Miller hoped his choice of the hard rear – he was the only rider to go for that option – would give him the upper hand in the second half of the race. But it’s not much good having good rear grip if you haven’t got front grip.

“I was trying different styles to get load off the front tyre. I was struggling at the end, then Pecco arrived behind me. I didn’t want to f**k him up too much.”

Álex Rins, who won last time out at COTA in 2019, finished 2.5 seconds behind Bagnaia and just ahead of rookie Martin, who once again impressed mightily.

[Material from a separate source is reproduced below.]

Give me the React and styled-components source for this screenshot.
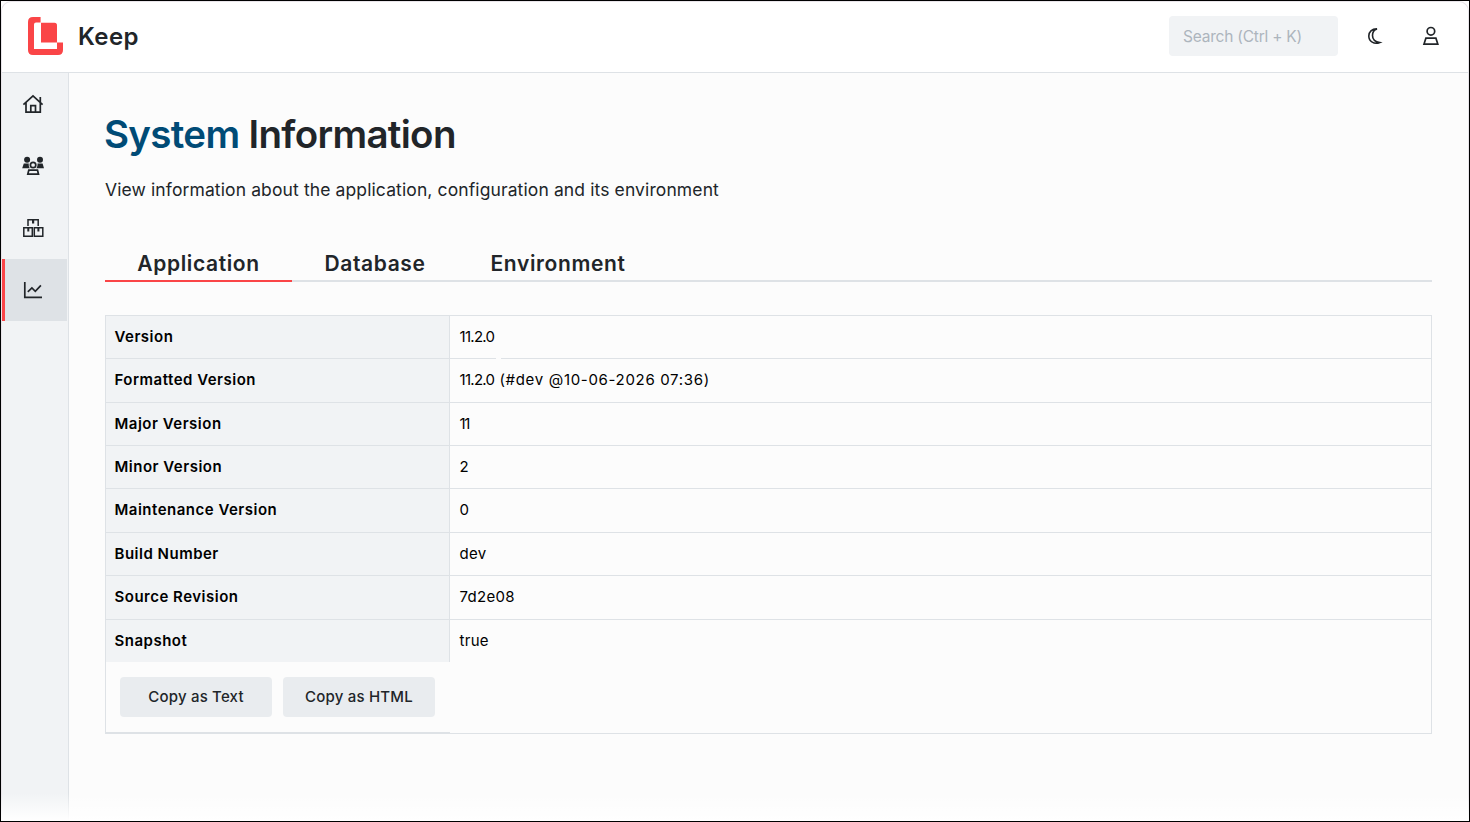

And Martin, in turn, finished 1.5 seconds ahead of fellow MotoGP apprentice and Misano podium finisher Enea Bastianini, once again doing amazing things on his 2019 Desmosedici.

Ducati currently has an embarrassment of riches in rider talent.

The final lap showdown between Miller, world champion Joan Mir and Bastianini came to a head at Turn 15, where Mir barged into Miller, allowing Bastianini to take them both and finish sixth. Mir was later demoted one place, from seventh to eighth and behind Miller.

Miller and Mir have swapped a lot of red and blue paint this year.

“I was on my last lap, as I was at Misano, and once again I got hit out and got passed by two guys,” said Miller. “Race Direction did what they did. It’s a recurring incident, I couldn’t do anything about it. I was protecting my line because I was struggling with my front tyre.”

Misano next, where Márquez will once again struggle through the fast right-handers, then Portimao, where Quartararo is most likely to wrap up the title.